Afin d’ordonner le temps dans la ville, le tambourineur ou le Meddah, se chargeait d’annoncer la fermeture des portes en sillonnant les rues de la Médina, tambour et bâton à la main. L’étranger, el-barrani, quittait la ville et l’habitant, wlid el-casbah, rejoignait sa demeure.
Une fois les Portes fermées, le agha gardait les clefs des trois plus importantes Portes, à savoir Bab el-Djedid, Bab Azzoun et Bab el-Oued. Quant aux clefs des autres Portes, elles étaient confiées au caïd el-Bab, « le gouverneur de la porte ». Puis, dans la soirée, kol aghasï, le « chef de la police nocturne », ainsi que ses officiers effectuaient une dernière ronde dans l’enceinte de la ville. Sans la possession d’une autorisation et d’une lanterne à la main, nulle personne n’avait le droit de se trouver à l’extérieur. Et c’est ainsi qu’Alger était amenée au sommeil pour n’être appelée à reprendre vie qu’au son du muezzin et après la prière du matin, salat al-fadjr.
Cinq, six ou sept ?
Alger est-elle la cité à cinq, à six ou à sept Portes ? Si la dissension continue à persister chez les historiens, la mémoire collective algérienne souhaite raconter que les remparts d’Alger étaient percés de Sept Portes. Oscillant entre 6 et 17 mètres, construites en bois et cloutées de fer, les Portes d’Alger furent établies aux quatre points cardinaux du seuil de la ville. A elles seules, elles furent, pendant longtemps, le symbole du renforcement de la ville et le chemin d’accès vers les rues d’Alger.
Outre ces Sept Portes se trouve une huitième Porte appelée Bab el-Suba’a ou « Porte des lions » située sur l’un des quatre îlots d’Alger ainsi qu’une multitude de portes intérieures, étroites et sans nom, dont l’objectif était de faciliter le déplacement au sein de la Médina.
1. Bab Sidi Ramdan
Construite au IXe siècle et située dans la Haute Casbah, Bab Sidi Ramdan est la plus ancienne Porte d’Alger. Elle sera élargie sous la gouvernance de Hassan Pacha. Son nom fait référence à la mosquée Sidi Ramdan qui se trouve non loin de la Porte.
2. Bab Jdid (la Porte Neuve)
Porte droite et d’une hauteur d’environ 6 mètres, Bab Jdid est la plus récente de ces Sept Portes, d’où le nom jdid, « neuf » en arabe.

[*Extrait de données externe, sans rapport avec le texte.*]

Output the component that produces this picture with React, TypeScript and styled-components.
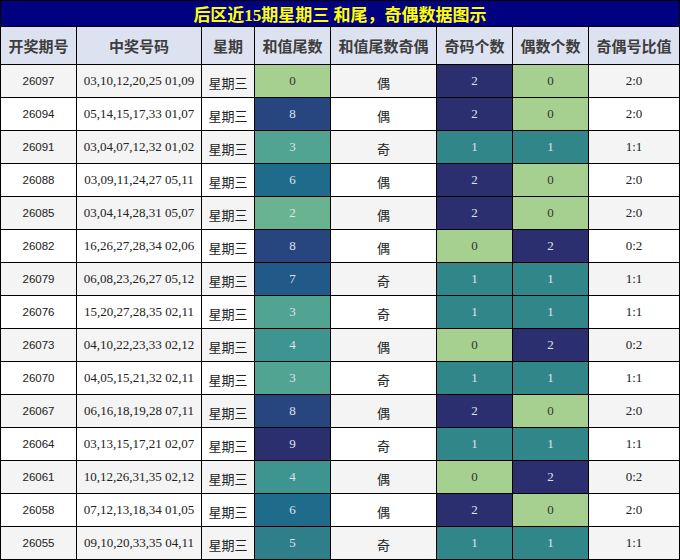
import React from "react";
import styled, { createGlobalStyle } from "styled-components";

const Global = createGlobalStyle`
  html, body { margin: 0; padding: 0; background: #ffffff; }
  body { font-family: "Liberation Serif", "Noto Sans CJK SC", serif; }
`;

const COLS = "76px 125px 53px 76px 106px 76px 76px 91px";

const Board = styled.div`
  width: 680px;
  box-sizing: border-box;
  border-left: 1px solid #000;
  border-top: 1px solid #000;
`;

const Title = styled.div`
  height: 26px;
  box-sizing: border-box;
  border-right: 1px solid #000;
  border-bottom: 1px solid #000;
  background: #000080;
  color: #ffff00;
  font-family: "Liberation Serif", "Noto Sans CJK SC", serif;
  font-weight: bold;
  font-size: 17px;
  display: flex;
  align-items: center;
  justify-content: center;
  white-space: pre;
`;

const Row = styled.div<{ $h: number; $bg: string }>`
  display: grid;
  grid-template-columns: ${COLS};
  height: ${(p) => p.$h}px;
  background: ${(p) => p.$bg};
`;

const HeadCell = styled.div`
  box-sizing: border-box;
  border-right: 1px solid #000;
  border-bottom: 1px solid #000;
  display: flex;
  align-items: center;
  justify-content: center;
  font-family: "Noto Sans CJK SC", sans-serif;
  font-weight: bold;
  font-size: 15px;
  color: #3d3d3d;
  white-space: nowrap;
`;

type Kind = "issue" | "num" | "cjk" | "ratio";

const Cell = styled.div<{ $kind: Kind; $bg?: string; $fg?: string }>`
  box-sizing: border-box;
  border-right: 1px solid #000;
  border-bottom: 1px solid #000;
  display: flex;
  align-items: center;
  justify-content: center;
  white-space: nowrap;
  background: ${(p) => p.$bg || "transparent"};
  color: ${(p) => p.$fg || "#222"};
  font-family: ${(p) =>
    p.$kind === "issue"
      ? '"Liberation Sans", sans-serif'
      : p.$kind === "cjk"
      ? '"Noto Sans CJK SC", sans-serif'
      : '"Liberation Serif", serif'};
  font-size: ${(p) => (p.$kind === "issue" ? "11.5px" : "13px")};
  padding-top: ${(p) => (p.$kind === "cjk" ? "2px" : "0")};
`;

const tailColors: Record<number, string> = {
  0: "#a6d08f",
  1: "#86c28f",
  2: "#6ab391",
  3: "#51a392",
  4: "#3e9490",
  5: "#2f7f8b",
  6: "#1f6b8b",
  7: "#215a88",
  8: "#27467f",
  9: "#2c2f6e",
};

const countColors: Record<number, string> = {
  0: "#a6d08f",
  1: "#31868a",
  2: "#2b2f6f",
};

const fgFor = (v: number) => (v === 0 ? "#333" : "#dde2ee");

const rows: [string, string, number, string, number, number][] = [
  ["26097", "03,10,12,20,25 01,09", 0, "偶", 2, 0],
  ["26094", "05,14,15,17,33 01,07", 8, "偶", 2, 0],
  ["26091", "03,04,07,12,32 01,02", 3, "奇", 1, 1],
  ["26088", "03,09,11,24,27 05,11", 6, "偶", 2, 0],
  ["26085", "03,04,14,28,31 05,07", 2, "偶", 2, 0],
  ["26082", "16,26,27,28,34 02,06", 8, "偶", 0, 2],
  ["26079", "06,08,23,26,27 05,12", 7, "奇", 1, 1],
  ["26076", "15,20,27,28,35 02,11", 3, "奇", 1, 1],
  ["26073", "04,10,22,23,33 02,12", 4, "偶", 0, 2],
  ["26070", "04,05,15,21,32 02,11", 3, "奇", 1, 1],
  ["26067", "06,16,18,19,28 07,11", 8, "偶", 2, 0],
  ["26064", "03,13,15,17,21 02,07", 9, "奇", 1, 1],
  ["26061", "10,12,26,31,35 02,12", 4, "偶", 0, 2],
  ["26058", "07,12,13,18,34 01,05", 6, "偶", 2, 0],
  ["26055", "09,10,20,33,35 04,11", 5, "奇", 1, 1],
];

const headers = ["开奖期号", "中奖号码", "星期", "和值尾数", "和值尾数奇偶", "奇码个数", "偶数个数", "奇偶号比值"];

export default function App() {
  return (
    <>
      <Global />
      <Board>
        <Title>后区近15期星期三 和尾，奇偶数据图示</Title>
        <Row $h={38} $bg="#dde2f1">
          {headers.map((h) => (
            <HeadCell key={h}>{h}</HeadCell>
          ))}
        </Row>
        {rows.map(([issue, nums, tail, parity, odd, even], i) => (
          <Row key={issue} $h={33} $bg={i % 2 === 0 ? "#f4f4f4" : "#ffffff"}>
            <Cell $kind="issue">{issue}</Cell>
            <Cell $kind="num">{nums}</Cell>
            <Cell $kind="cjk">星期三</Cell>
            <Cell $kind="num" $bg={tailColors[tail]} $fg={fgFor(tail)}>
              {tail}
            </Cell>
            <Cell $kind="cjk">{parity}</Cell>
            <Cell $kind="num" $bg={countColors[odd]} $fg={fgFor(odd)}>
              {odd}
            </Cell>
            <Cell $kind="num" $bg={countColors[even]} $fg={fgFor(even)}>
              {even}
            </Cell>
            <Cell $kind="num">{`${odd}:${even}`}</Cell>
          </Row>
        ))}
      </Board>
    </>
  );
}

Après l’explosion du Fort de l’Empereur[1], c’est par cette même porte que l’armée du roi Charles X est entrée le 5 juillet 1830, ce qui marque officiellement la chute de la Régence d’Alger. Elle sera rebaptisée « Porte de la victoire » et surnommée « Porte du bonheur » par les soldats français.

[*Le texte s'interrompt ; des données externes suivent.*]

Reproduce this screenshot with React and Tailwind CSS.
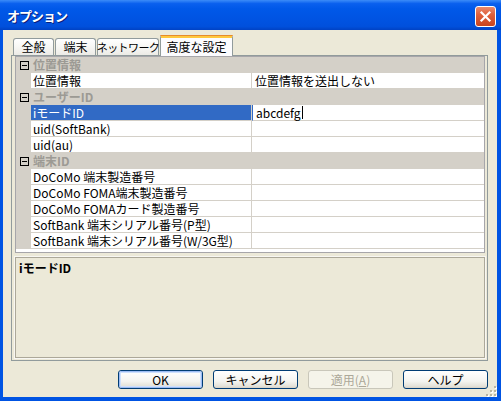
import React from "react";

const rows = [
  { type: "cat", label: "位置情報" },
  { type: "prop", label: "位置情報", value: "位置情報を送出しない" },
  { type: "cat", label: "ユーザーID" },
  { type: "prop", label: "iモードID", value: "abcdefg", selected: true },
  { type: "prop", label: "uid(SoftBank)", value: "" },
  { type: "prop", label: "uid(au)", value: "" },
  { type: "cat", label: "端末ID" },
  { type: "prop", label: "DoCoMo 端末製造番号", value: "" },
  { type: "prop", label: "DoCoMo FOMA端末製造番号", value: "" },
  { type: "prop", label: "DoCoMo FOMAカード製造番号", value: "" },
  { type: "prop", label: "SoftBank 端末シリアル番号(P型)", value: "" },
  { type: "prop", label: "SoftBank 端末シリアル番号(W/3G型)", value: "" },
];

function MinusBox() {
  return (
    <svg width="9" height="9" viewBox="0 0 9 9" className="block">
      <rect x="0.5" y="0.5" width="8" height="8" fill="none" stroke="#000" strokeWidth="1" />
      <line x1="2" y1="4.5" x2="7" y2="4.5" stroke="#000" strokeWidth="1" />
    </svg>
  );
}

function Row({ row }) {
  if (row.type === "cat") {
    return (
      <div className="flex h-[16px] bg-[#D4D0C8]">
        <div className="w-[15px] flex items-center justify-center pl-[1px]">
          <MinusBox />
        </div>
        <div className="pl-[2px] font-bold text-[#9C9A94] text-[12px] leading-[16px]">{row.label}</div>
      </div>
    );
  }
  return (
    <div className="flex h-[16px]">
      <div className="w-[15px] bg-[#D4D0C8]" />
      <div
        className={
          "w-[221px] border-r border-b border-[#D4D0C8] pl-[2px] text-[12px] leading-[15px] whitespace-nowrap overflow-hidden " +
          (row.selected ? "bg-[#316AC5] text-white" : "bg-white text-black")
        }
      >
        {row.label}
      </div>
      <div
        className={
          "flex-1 border-b border-[#D4D0C8] pl-[3px] text-[12px] leading-[15px] whitespace-nowrap bg-white text-black flex items-center " +
          (row.selected ? "border-l border-l-[#316AC5] pl-[2px]" : "")
        }
      >
        <span>{row.value}</span>
        {row.selected && <span className="inline-block w-[1px] h-[13px] bg-black ml-[1px]" />}
      </div>
    </div>
  );
}

function Tab({ label, w, selected, tight }) {
  if (selected) {
    return (
      <div
        className={`${w} h-[21px] -mb-[1px] relative z-10 bg-[#FCFCFE] border-x border-[#919B9C] rounded-t-[3px] flex flex-col`}
      >
        <div className="h-[1px] bg-[#E68B2C] rounded-t-[3px] -mx-[1px]" />
        <div className="h-[2px] bg-[#FFC83C]" />
        <div className="flex-1 flex items-center justify-center text-[12px] leading-[14px] text-black pb-[1px] whitespace-nowrap">
          {label}
        </div>
      </div>
    );
  }
  return (
    <div
      className={`${w} h-[17px] border-t border-x border-[#919B9C] rounded-t-[3px] bg-[linear-gradient(180deg,#FFFFFF_0%,#F7F7F4_50%,#ECEBE6_100%)] flex items-center justify-center leading-[14px] text-black whitespace-nowrap ${tight ? "text-[11px] tracking-[-0.6px]" : "text-[12px]"}`}
    >
      {label}
    </div>
  );
}

function Button({ children, isDefault, disabled }) {
  if (disabled) {
    return (
      <div className="w-[85px] h-[19px] rounded-[3px] border border-[#C9C7BA] bg-[#F5F4EA] flex items-center justify-center text-[12px] leading-[14px] text-[#ACA899]">
        {children}
      </div>
    );
  }
  return (
    <div className="w-[85px] h-[19px] rounded-[3px] border border-[#003C74] bg-[linear-gradient(180deg,#FFFFFF_0%,#F4F4F0_60%,#E3E1D8_90%,#D6D0C5_100%)] flex items-center justify-center text-[12px] leading-[14px] text-black">
      <div
        className={
          "w-full h-full flex items-center justify-center rounded-[2px] " +
          (isDefault ? "border border-[#9CBCF4] shadow-[inset_0_0_0_1px_#CEE0FC]" : "")
        }
      >
        {children}
      </div>
    </div>
  );
}

export default function App() {
  return (
    <div className="w-[501px] h-[401px] bg-[#0054E3] flex flex-col font-['Noto_Sans_CJK_JP','Noto_Sans',sans-serif] overflow-hidden">
      {/* Title bar */}
      <div className="h-[30px] flex items-center justify-between pl-[7px] pr-[5px] bg-[linear-gradient(180deg,#3C8CF8_0%,#0A60EE_12%,#0058E8_30%,#0054E3_60%,#0050DC_88%,#0042C4_100%)]">
        <div className="text-white font-bold text-[13px] leading-[16px] tracking-[-1px] [text-shadow:1px_1px_0_#0A1E7A] pt-[1px]">
          オプション
        </div>
        <div className="w-[21px] h-[21px] rounded-[3px] border border-white bg-[linear-gradient(180deg,#E98A6C_0%,#E0603C_40%,#C8441E_100%)] flex items-center justify-center mt-[2px]">
          <svg width="13" height="13" viewBox="0 0 13 13">
            <line x1="2.5" y1="2.5" x2="10.5" y2="10.5" stroke="#fff" strokeWidth="2.2" strokeLinecap="square" />
            <line x1="10.5" y1="2.5" x2="2.5" y2="10.5" stroke="#fff" strokeWidth="2.2" strokeLinecap="square" />
          </svg>
        </div>
      </div>

      {/* Content */}
      <div className="relative ml-[3px] mr-[4px] h-[367px] bg-[#ECE9D8] pt-[5px] flex flex-col">
        {/* Tabs */}
        <div className="flex items-end gap-[1px] pl-[10px] h-[20px]">
          <Tab label="全般" w="w-[41px]" />
          <Tab label="端末" w="w-[41px]" />
          <Tab label="ネットワーク" w="w-[62px]" tight />
          <Tab label="高度な設定" w="w-[73px]" selected />
        </div>

        {/* Panel */}
        <div className="ml-[8px] w-[477px] h-[306px] border border-[#919B9C] bg-[#ECE9D8] pl-[3px] pr-[2px] pb-[2px] flex flex-col">
          {/* Grid */}
          <div className="h-[197px] border border-[#A7A6AA] bg-white flex flex-col overflow-hidden">
            {rows.map((r, i) => (
              <Row key={i} row={r} />
            ))}
          </div>
          {/* Description */}
          <div className="mt-[4px] h-[101px] border border-[#ACA899] shadow-[0_0_0_1px_#F8F7F2] bg-[#ECE9D8] pl-[3px] pt-[3px]">
            <div className="font-bold text-[12px] leading-[14px] text-black">iモードID</div>
          </div>
        </div>

        {/* Buttons */}
        <div className="mt-[9px] flex justify-end gap-[10px] pr-[9px]">
          <Button isDefault>OK</Button>
          <Button>キャンセル</Button>
          <Button disabled>
            適用(<span className="underline">A</span>)
          </Button>
          <Button>ヘルプ</Button>
        </div>

        {/* Size grip */}
        <svg
          width="11"
          height="11"
          viewBox="0 0 11 11"
          className="absolute right-[0px] bottom-[0px]"
        >
          {[
            [8, 0],
            [8, 4],
            [4, 4],
            [8, 8],
            [4, 8],
            [0, 8],
          ].map(([x, y], i) => (
            <g key={i}>
              <rect x={x + 1} y={y + 1} width="2" height="2" fill="#FFFFFF" />
              <rect x={x} y={y} width="2" height="2" fill="#B8B4A2" />
            </g>
          ))}
        </svg>
      </div>
    </div>
  );
}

3. Bab Azzoun et ses deux portes
Point de départ des routes de l’intérieur et de ravitaillement pour toute l’Algérie, Bab Azzoun[2] est une porte droite qui comporte deux voûtes. Du fait de sa hauteur de plus de 17 mètres, la Porte Azzoun permettait aux chameaux chargés de denrées d’y circuler aisément. Près de la Porte se fixaient six ganches[3] sur lesquels le bourreau exécutait les condamnés à mort. Sous le règne d’Omar Pacha, six nouveaux ganches seront fixés aux remparts de Bab Jdid.
Porte du triomphe pour les Algériens et porte de la mort pour la flotte du pontificat de Paul III, elle fut comparable à un puissant système de défense contre les assaillants et les émeutiers venus de l’extérieur, car c’est contre Bab Azzoun qu’échouent les avant-gardes, en 1541, de Charles Quint désirant conqurir la ville.

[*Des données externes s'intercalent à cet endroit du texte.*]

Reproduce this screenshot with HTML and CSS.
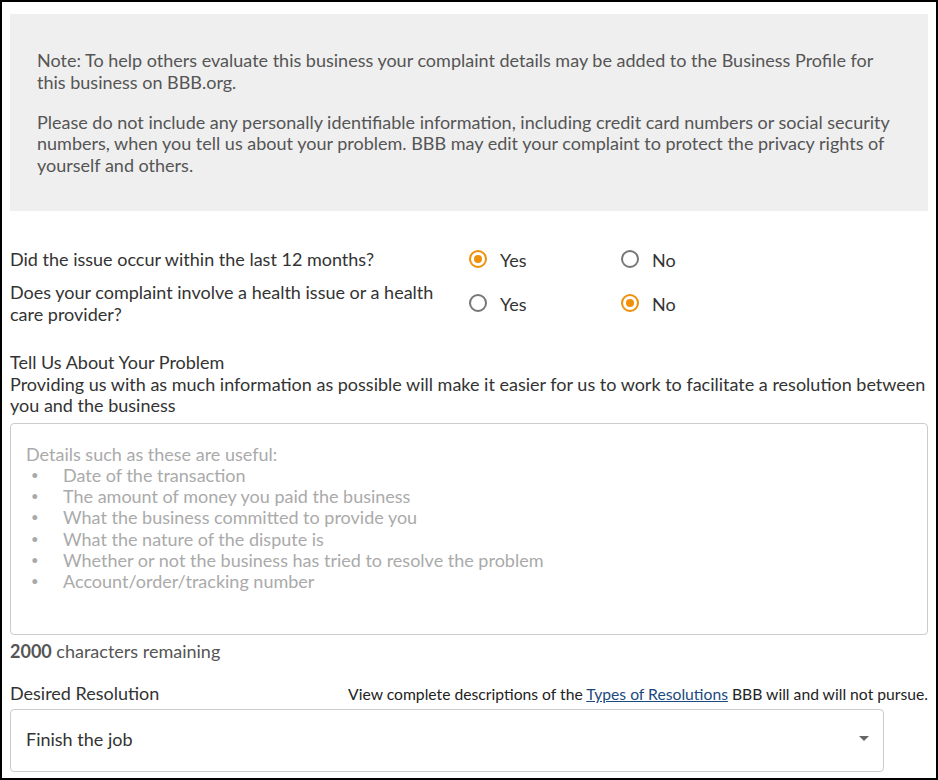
FILE: index.html
```html
<!DOCTYPE html>
<html>
<head>
<meta charset="utf-8">
<link rel="stylesheet" href="styles.css">
</head>
<body>
<div class="frame">
  <div class="note">
    <p>Note: To help others evaluate this business your complaint details may be added to the Business Profile for this business on BBB.org.</p>
    <p>Please do not include any personally identifiable information, including credit card numbers or social security numbers, when you tell us about your problem. BBB may edit your complaint to protect the privacy rights of yourself and others.</p>
  </div>

  <div class="questions">
    <div class="q-row">
      <div class="q-label">Did the issue occur within the last 12 months?</div>
      <div class="q-opts">
        <label class="opt"><span class="radio checked"></span>Yes</label>
        <label class="opt"><span class="radio"></span>No</label>
      </div>
    </div>
    <div class="q-row">
      <div class="q-label">Does your complaint involve a health issue or a health care provider?</div>
      <div class="q-opts">
        <label class="opt"><span class="radio"></span>Yes</label>
        <label class="opt"><span class="radio checked"></span>No</label>
      </div>
    </div>
  </div>

  <div class="problem">
    <div class="p-title">Tell Us About Your Problem</div>
    <div class="p-desc">Providing us with as much information as possible will make it easier for us to work to facilitate a resolution between you and the business</div>
  </div>

  <div class="textarea">
    <div class="ph-head">Details such as these are useful:</div>
    <ul class="ph-list">
      <li>Date of the transaction</li>
      <li>The amount of money you paid the business</li>
      <li>What the business committed to provide you</li>
      <li>What the nature of the dispute is</li>
      <li>Whether or not the business has tried to resolve the problem</li>
      <li>Account/order/tracking number</li>
    </ul>
  </div>
  <div class="remaining"><b>2000</b> characters remaining</div>

  <div class="res-head">
    <div class="res-label">Desired Resolution</div>
    <div class="res-note">View complete descriptions of the <a href="#">Types of Resolutions</a> BBB will and will not pursue.</div>
  </div>
  <div class="select">
    <span>Finish the job</span>
    <span class="caret"></span>
  </div>
</div>
</body>
</html>
```
FILE: styles.css
```css
* { box-sizing: border-box; }
html, body { margin: 0; padding: 0; background: #fff; }
body {
  font-family: Lato, "Open Sans", Arial, sans-serif;
  font-size: 18px;
  color: #333;
}
.frame {
  width: 938px;
  height: 780px;
  border: 2px solid #000;
  padding: 12px 8px 0 8px;
  overflow: hidden;
}
.note {
  background: #efefef;
  height: 197px;
  padding: 36px 27px 0 27px;
  color: #555;
  line-height: 21.5px;
}
.note p { margin: 0 0 18.5px 0; }

.questions { margin-top: 38px; }
.q-row {
  display: flex;
  align-items: center;
  margin-bottom: 11px;
}
.q-label {
  width: 459px;
  line-height: 21.5px;
  color: #333;
}
.q-opts { display: flex; }
.opt {
  display: flex;
  align-items: center;
  width: 152px;
  color: #333;
}
.radio {
  width: 18px;
  height: 18px;
  border-radius: 50%;
  border: 2px solid #777;
  margin-right: 13px;
  display: inline-flex;
  align-items: center;
  justify-content: center;
  background: #fff;
  position: relative;
  top: -1px;
}
.radio.checked { border-color: #f0900a; }
.radio.checked::after {
  content: "";
  width: 8px;
  height: 8px;
  border-radius: 50%;
  background: #f0900a;
}

.problem {
  margin-top: 27px;
  line-height: 21.5px;
  color: #333;
}
.textarea {
  margin-top: 6px;
  height: 212px;
  border: 1px solid #ccc;
  border-radius: 4px;
  padding: 20px 15px;
  color: #aaa;
  line-height: 21.3px;
}
.ph-list {
  list-style: none;
  margin: 0;
  padding: 0;
}
.ph-list li {
  position: relative;
  padding-left: 37px;
}
.ph-list li::before {
  content: "•";
  position: absolute;
  left: 5px;
  font-size: 13px;
}
.remaining {
  margin-top: 5px;
  color: #555;
  line-height: 22px;
}
.remaining b { font-weight: 700; }

.res-head {
  margin-top: 20px;
  display: flex;
  justify-content: space-between;
  align-items: baseline;
}
.res-label { color: #333; }
.res-note {
  font-size: 15.7px;
  color: #222;
}
.res-note a { color: #1a4a80; text-decoration: underline; }
.select {
  margin-top: 5px;
  width: 874px;
  height: 63px;
  border: 1px solid #ccc;
  border-radius: 4px;
  display: flex;
  align-items: center;
  justify-content: space-between;
  padding: 0 14px 3px 15px;
  color: #333;
}
.caret {
  width: 0;
  height: 0;
  border-left: 5px solid transparent;
  border-right: 5px solid transparent;
  border-top: 5px solid #666;
}
```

Le récit populaire raconte qu’il pleuvait si fort cette nuit-là que les eaux éteignirent les mèches des arquebuses de l’armada. Refusant la défaite, le chevalier français de l’Ordre de Malte Savignac (Pons de Balaguer) planta sa dague dans la Porte Azzoun et s’écria : « Un jour, nous reviendrons ! ».
Les Maures répondirent à son courage : « si, par malheur, Alger était prise, ça ne serait que par des soldats vêtus de rouge », prophétie qui se réalisera trois siècles plus tard lors de la conquête du Maréchal de Bourmont, vêtu de rouge.
4. Bab Dzira (Porte de l’île)
El-Dzira, un mot aux deux interprétations : pour certains historiens, en l’honneur de Bologhin ibn Ziri as-Sanhaji, le fondateur de la dynastie amazighe des Zirides. Pour d’autres, en référence à el-djazira, l’ensemble des îlots d’Alger.
La Porte s’ouvrait sur la mer. Cependant, sa localisation, aux abords du Peñon, mettait Bab Dzira en confrontation quasi permanente avec le feu des canons. Au lendemain de l’occupation française, la Porte sera démolie et deviendra la Place du Gouvernement.
5.Bab Labhar (Porte de la mer)
Également connue sous le nom de « Porte de la Douane », Bab Labhar se situait au sud de de la Mosquée de la Pêcherie et donnait sur l’Amirauté. Trait d’union entre le port et sa ville, la Porte fut construite pour fortifier le port d’Alger et faciliter le passage du commerce maritime.